Nevertheless, advantages of Fairtrade are significant. According to Renard (2005), Fairtrade plays an important role in some aspect, for example, environmental conservation, food safety, better working and living condition for producers, and higher income, these achievements also bring Fairtrade partners good reputation. To companies, good reputations are significant because they have the potential to create value. Moreover, researches show that consumers do care about responsible reputation of a company and to whom consumers are willing to pay substantially more (Pelsmacker, Driesen, & Rayp, 2005). Thus, for companies intending to expand their market share, joining Fairtrade could be an unmissable chance.

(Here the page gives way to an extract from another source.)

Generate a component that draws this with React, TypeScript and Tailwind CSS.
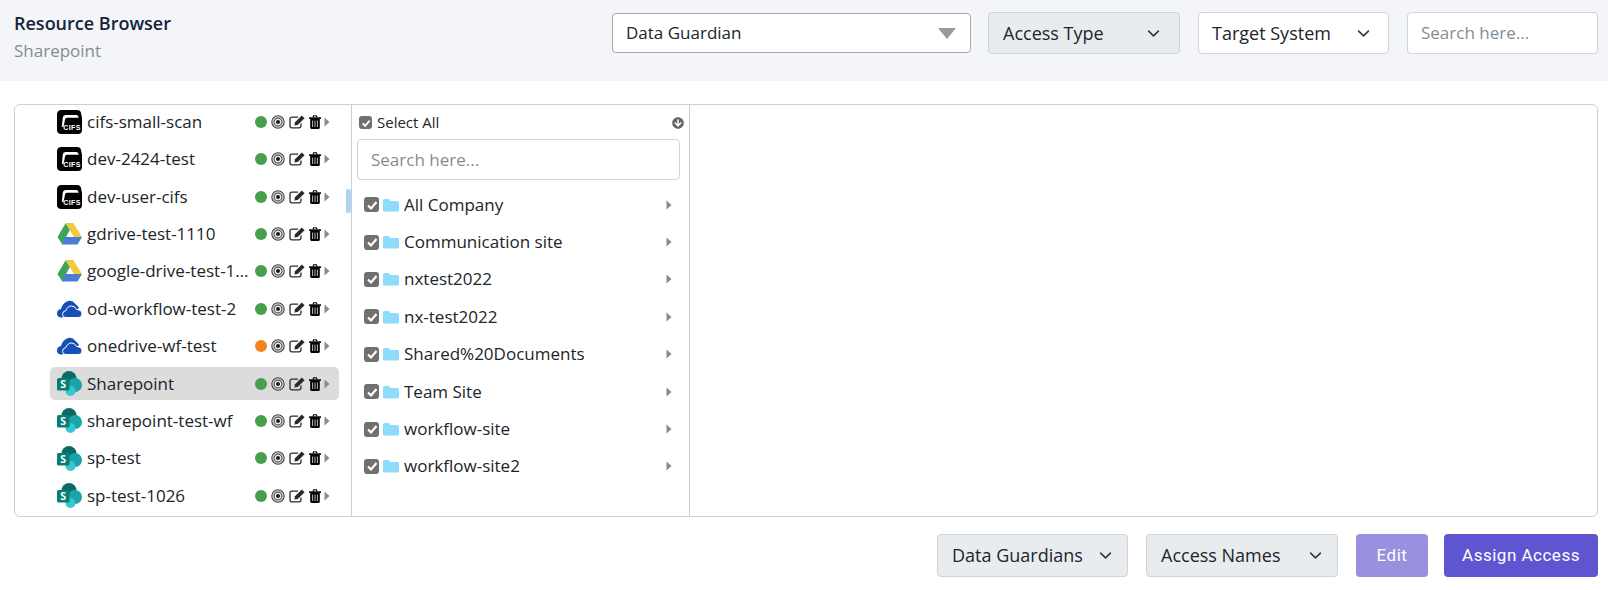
import React from "react";
import { FaArrowCircleDown } from "react-icons/fa";

const Cifs = () => (
  <svg width="25" height="24" viewBox="0 0 25 24">
    <path d="M4.500 0 H20 Q23.500 0 24 3 L25 8 V20 Q25 24 21 24 H4.500 Q0 24 0 20 V4.500 Q0 0 4.500 0 Z" fill="#000" />
    <path d="M4.800 17 L5.800 7.500 Q6 5 8.500 5 H19.500 Q21 5 21.500 7 L21.700 7.800 H9.800 Q8.300 7.800 8 9.500 L7.400 13 Q7 14.500 6.500 17 Z" fill="#fff" />
    <text x="15" y="20" fontSize="7" fontWeight="700" fill="#fff" textAnchor="middle" fontFamily="Liberation Sans, sans-serif" letterSpacing="0.4">CIFS</text>
  </svg>
);

const GDrive = () => (
  <svg width="25" height="24" viewBox="0 0 25 24">
    <path d="M8.500 1.500 H16.500 L9 15 L5 22 L0.500 15 Z" fill="#3da35d" />
    <path d="M8.500 1.500 H16.500 L25 15 H17 Z" fill="#f5c93c" />
    <path d="M8.200 15 H25 L20.500 22.500 H4.500 Z" fill="#4a7fd0" />
  </svg>
);

const OneDrive = () => (
  <svg width="25" height="24" viewBox="0 0 25 24">
    <path d="M4.500 20.500 Q0 20.500 0 16.500 Q0 12.500 4 12 Q5.500 6 11 4 Q15.500 3 18.500 7 Q21 9 22 11 L12 19 Z" fill="#1650b4" />
    <path d="M9 20.500 Q5.500 20.500 5.500 17.500 Q5.500 14 9 13.500 Q10.500 9 14.500 9 Q18 9 19.500 12.500 Q25 12.800 25 17 Q25 20.500 21.500 20.500 Z" fill="#1650b4" stroke="#fff" strokeWidth="1" />
  </svg>
);

const SharePoint = () => (
  <svg width="25" height="25" viewBox="0 0 25 25">
    <circle cx="12" cy="7.500" r="7.500" fill="#0b6a64" />
    <circle cx="18" cy="14" r="7" fill="#1aa3a8" />
    <circle cx="13.500" cy="20" r="5" fill="#37c6d0" />
    <rect x="0" y="7" width="12.500" height="12.500" rx="1.500" fill="#0a7d78" />
    <text x="6.200" y="17.200" fontSize="10.500" fontWeight="700" fill="#fff" textAnchor="middle" fontFamily="Open Sans, sans-serif">S</text>
  </svg>
);

const Target = () => (
  <svg width="14" height="14" viewBox="0 0 14 14" className="shrink-0">
    <circle cx="7" cy="7" r="6.200" fill="#d8d8d8" stroke="#444" strokeWidth="1.100" />
    <circle cx="7" cy="7" r="3.900" fill="#eee" stroke="#555" strokeWidth="1.100" />
    <circle cx="7" cy="7" r="2" fill="#1a1a1a" />
  </svg>
);

const EditIcon = () => (
  <svg width="16" height="14" viewBox="0 0 16 14" className="shrink-0">
    <path d="M12 8.500 V11 Q12 12.800 10.200 12.800 H2.800 Q1 12.800 1 11 V4 Q1 2.200 2.800 2.200 H9" fill="none" stroke="#2a2a2a" strokeWidth="1.300" />
    <path d="M12.800 0.600 L15.600 3.300 L8.700 10 L5.400 10.600 L6 7.300 Z" fill="#2a2a2a" />
  </svg>
);

const Trash = () => (
  <svg width="12" height="14" viewBox="0 0 12 14" className="shrink-0">
    <path d="M4 2.500 L4.600 0.800 H7.400 L8 2.500" fill="none" stroke="#000" strokeWidth="1.100" />
    <rect x="0" y="2.300" width="12" height="1.600" fill="#000" />
    <path d="M1.200 3.500 H10.800 V12.500 Q10.800 14 9.300 14 H2.700 Q1.200 14 1.200 12.500 Z" fill="#000" />
    <path d="M3.600 5.500 V12 M6 5.500 V12 M8.400 5.500 V12" stroke="#cfcfcf" strokeWidth="0.900" />
  </svg>
);

const Caret = ({ className = "" }: { className?: string }) => (
  <svg width="6" height="10" viewBox="0 0 6 10" className={"shrink-0 " + className}>
    <path d="M0.500 0.500 L5.500 5 L0.500 9.500 Z" fill="#8a8a8a" />
  </svg>
);

const Check = ({ size }: { size: number }) => (
  <span
    className="flex shrink-0 items-center justify-center rounded-[3px] bg-[#707070]"
    style={{ width: size, height: size }}
  >
    <svg width={size - 3} height={size - 3} viewBox="0 0 12 12">
      <path d="M2 6.500 L5 9.500 L10.500 3" fill="none" stroke="#fff" strokeWidth="2.200" />
    </svg>
  </span>
);

const Folder = () => (
  <svg width="16" height="14" viewBox="0 0 16 14" className="shrink-0">
    <path d="M0 2.500 Q0 1 1.500 1 H5.500 L7.500 3 H14.500 Q16 3 16 4.500 V12 Q16 13.500 14.500 13.500 H1.500 Q0 13.500 0 12 Z" fill="#8edcfb" />
  </svg>
);

const Chevron = () => (
  <svg width="13" height="13" viewBox="0 0 16 16" className="shrink-0">
    <path d="M2 5 L8 11 L14 5" fill="none" stroke="#343a40" strokeWidth="2" strokeLinecap="round" strokeLinejoin="round" />
  </svg>
);

const resources: { name: string; icon: React.ReactNode; orange?: boolean; selected?: boolean }[] = [
  { name: "cifs-small-scan", icon: <Cifs /> },
  { name: "dev-2424-test", icon: <Cifs /> },
  { name: "dev-user-cifs", icon: <Cifs /> },
  { name: "gdrive-test-1110", icon: <GDrive /> },
  { name: "google-drive-test-1110", icon: <GDrive /> },
  { name: "od-workflow-test-2", icon: <OneDrive /> },
  { name: "onedrive-wf-test", icon: <OneDrive />, orange: true },
  { name: "Sharepoint", icon: <SharePoint />, selected: true },
  { name: "sharepoint-test-wf", icon: <SharePoint /> },
  { name: "sp-test", icon: <SharePoint /> },
  { name: "sp-test-1026", icon: <SharePoint /> },
];

const sites = [
  "All Company",
  "Communication site",
  "nxtest2022",
  "nx-test2022",
  "Shared%20Documents",
  "Team Site",
  "workflow-site",
  "workflow-site2",
];

export default function App() {
  return (
    <div className="h-[590px] w-[1608px] overflow-hidden bg-white font-['Open_Sans',sans-serif] text-[#212529]">
      <header className="flex h-[81px] items-start bg-[#f3f5f9] pl-[14px] pr-[10px] pt-[12px]">
        <div className="flex-1">
          <div className="text-[18px] font-semibold leading-[22px] text-[#16233a]">Resource Browser</div>
          <div className="mt-[6px] text-[17px] leading-[22px] text-[#858b93]">Sharepoint</div>
        </div>
        <div className="mt-[1px] flex h-[40px] w-[359px] items-center justify-between rounded-[4px] border border-[#a9a9a9] bg-white pl-[13px] pr-[14px] text-[17px]">
          <span>Data Guardian</span>
          <svg width="18" height="11" viewBox="0 0 18 11"><path d="M0 0 H18 L9 11 Z" fill="#999" /></svg>
        </div>
        <div className="ml-[17px] flex h-[42px] w-[192px] items-center justify-between rounded-[4px] border border-[#ced4da] bg-[#e9ecef] pl-[14px] pr-[19px] text-[18px]">
          <span>Access Type</span>
          <Chevron />
        </div>
        <div className="ml-[18px] flex h-[42px] w-[191px] items-center justify-between rounded-[4px] border border-[#ced4da] bg-white pl-[13px] pr-[18px] text-[18px]">
          <span>Target System</span>
          <Chevron />
        </div>
        <div className="ml-[18px] flex h-[42px] w-[191px] items-center rounded-[4px] border border-[#ced4da] bg-white pl-[13px] text-[17px] text-[#858c94]">
          Search here...
        </div>
      </header>

      <main className="ml-[14px] mt-[23px] flex h-[413px] w-[1584px] overflow-hidden rounded-[6px] border border-[#cfcfcf]">
        <section className="relative h-full w-[336px] shrink-0 overflow-hidden pl-[35px] pr-[12px] pt-[0.300px]">
          {resources.map((r) => (
            <div
              key={r.name}
              className={
                "mb-[4.400px] flex h-[33px] items-center rounded-[5px] pl-[7px] pr-[9px] " +
                (r.selected ? "bg-[#dcdcdc]" : "")
              }
            >
              <span className="flex w-[25px] shrink-0 items-center justify-center">{r.icon}</span>
              <span className="ml-[5px] w-[163px] shrink-0 truncate text-[17px] leading-[22px]">{r.name}</span>
              <span className="ml-[5px] flex items-center">
                <span className={"h-[12px] w-[12px] shrink-0 rounded-full " + (r.orange ? "bg-[#f58220]" : "bg-[#479e4d]")} />
                <span className="ml-[4px]"><Target /></span>
                <span className="ml-[4px]"><EditIcon /></span>
                <span className="ml-[4px]"><Trash /></span>
                <Caret className="ml-[3px]" />
              </span>
            </div>
          ))}
          <div className="absolute right-0 top-[84px] h-[24px] w-[5px] rounded-[2px] bg-[#a9d6f5]" />
        </section>

        <section className="h-full w-[339px] shrink-0 border-l border-r border-[#cfcfcf] pl-[5px] pr-[9px]">
          <div className="flex h-[34px] items-center pl-[2px] pt-[1px]">
            <Check size={13} />
            <span className="ml-[5px] flex-1 text-[15px]">Select All</span>
            <FaArrowCircleDown className="-mr-[4px] text-[12px] text-[#666]" />
          </div>
          <div className="flex h-[41px] items-center rounded-[4px] border border-[#ced4da] bg-white pl-[13px] text-[17px] text-[#858c94]">
            Search here...
          </div>
          <div className="mt-[6px]">
            {sites.map((s) => (
              <div key={s} className="flex h-[37.400px] items-center pl-[7px] pr-[8px]">
                <Check size={15} />
                <span className="ml-[4px]"><Folder /></span>
                <span className="ml-[5px] flex-1 text-[17px] leading-[22px]">{s}</span>
                <Caret />
              </div>
            ))}
          </div>
        </section>

        <section className="flex-1" />
      </main>

      <footer className="mr-[10px] mt-[17px] flex justify-end text-[18px]">
        <div className="flex h-[43px] w-[191px] items-center justify-between rounded-[4px] border border-[#ced4da] bg-[#e9ecef] pl-[14px] pr-[15px]">
          <span>Data Guardians</span>
          <Chevron />
        </div>
        <div className="ml-[18px] flex h-[43px] w-[192px] items-center justify-between rounded-[4px] border border-[#ced4da] bg-[#e9ecef] pl-[14px] pr-[15px]">
          <span>Access Names</span>
          <Chevron />
        </div>
        <button className="ml-[18px] h-[43px] w-[72px] rounded-[4px] bg-[#9a90e0] font-['Roboto',sans-serif] text-[17px] tracking-[0.5px] text-white">
          Edit
        </button>
        <button className="ml-[16px] h-[43px] w-[154px] rounded-[4px] bg-[#5f55d0] font-['Roboto',sans-serif] text-[17px] tracking-[0.5px] text-white">
          Assign Access
        </button>
      </footer>
    </div>
  );
}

On the one hand, company may gain positive reputations and achieve better financial performance by becoming a partner of Fairtrade, on the other hand, the potential risks should not be ignored, especially for small-sized businesses. In general, Fairtrade partners are required to pay a price premium on specific products, the burden may shift to consumers so that they will pay more to get the same products. However, coffee is a commodity with relatively low price, and there are hundreds of different products in the market, indicating that the switching cost would be low and consumer bargaining power would be relatively high (Muradian & Pelupessy, 2005). Rising price in a product may lead customers switching to other, and the loss for a small business is difficult to gauge. Flourishing coffee industry benefits from growing population and sinking global coffee price, meanwhile, although fair-trade market grows rapidly in recent years, fair-trade products still represent a minor share comparing with world market (Raynolds, Murray, & Taylor, 2004). Therefore, for a small business, joining Fairtrade without considering the risk of consumer attrition will be counterproductive.

Conclusion

This essay demonstrates critical problems and risks of joining Fairtrade and the conclusion is that joining Fairtrade for a business maybe an unwise choice. Fairtrade offers its partners opportunities to improve businesses’ reputation, so consumers are willing to purchase fair-trade labelled products. Whereas, Fairtrade may be not ‘fair’ – the poorest group have no access to fair-trade, the size of fair-trade market is small, the minimum price level does against market rules, and small businesses may not afford the loss due to potential consumer attrition. Therefore, for small-size businesses, instead of joining Fairtrade, it is better to follow fair-trade principles without getting the certification, or simply to establish a charity fund to help poorest producers.

Reference List

  1. Hira, A., & Ferrie, J. (2006). Fair trade: three key challenges for reaching the maintainstream. Journal of Business Ethics, 63(2), 107-118. doi: 10.1007/s10551-005-3041-8
  2. Maseland, R., & Vaal, A. d. (2002). How fair is fair trade? De Economist, 150(3), 251-272. doi: 10.1023/A:1016161727537
  3. Muradian, R., & Pelupessy, W. (2005). Governing the coffee chain: the role of voluntary regulatory systems. World Development, 33(12), 2029-2044. doi: 10.1016/j.worlddev.2005.06.007
  4. Pelsmacker, P. D., Driesen, L., & Rayp, G. (2005). Do consumers care about ethics? Willingness to pay for fair-trade coffee. Journal of Consumer Affairs, 39(2), 363-385. doi: 10.1111/j.1745-6606.2005.00019.x
  5. Raynold, L. (2009). Mainstreaming fair trade coffee: from partnership to traceability. World Development, 37(6), 1083-1093. doi: 10.1016/j.worlddev.2008.10.001
  6. Raynolds, L. T., Murray, D., & Taylor, P. L. (2004). Fair trade coffee: building producer capacity via global networks. Journal of International Development, 16(8), 1109-1121. doi: 10.1002/jid.1136
  7. Renard, M.-C. (2005). Quality certification, regulation and power in fair trade. Journal of Rural Studies, 21(4), 419-431. doi: 10.1016/j.jrurstud.2005.09.002
  8. Sidwell, M. (2008). Unfair trade. London: Adam Smith Institute.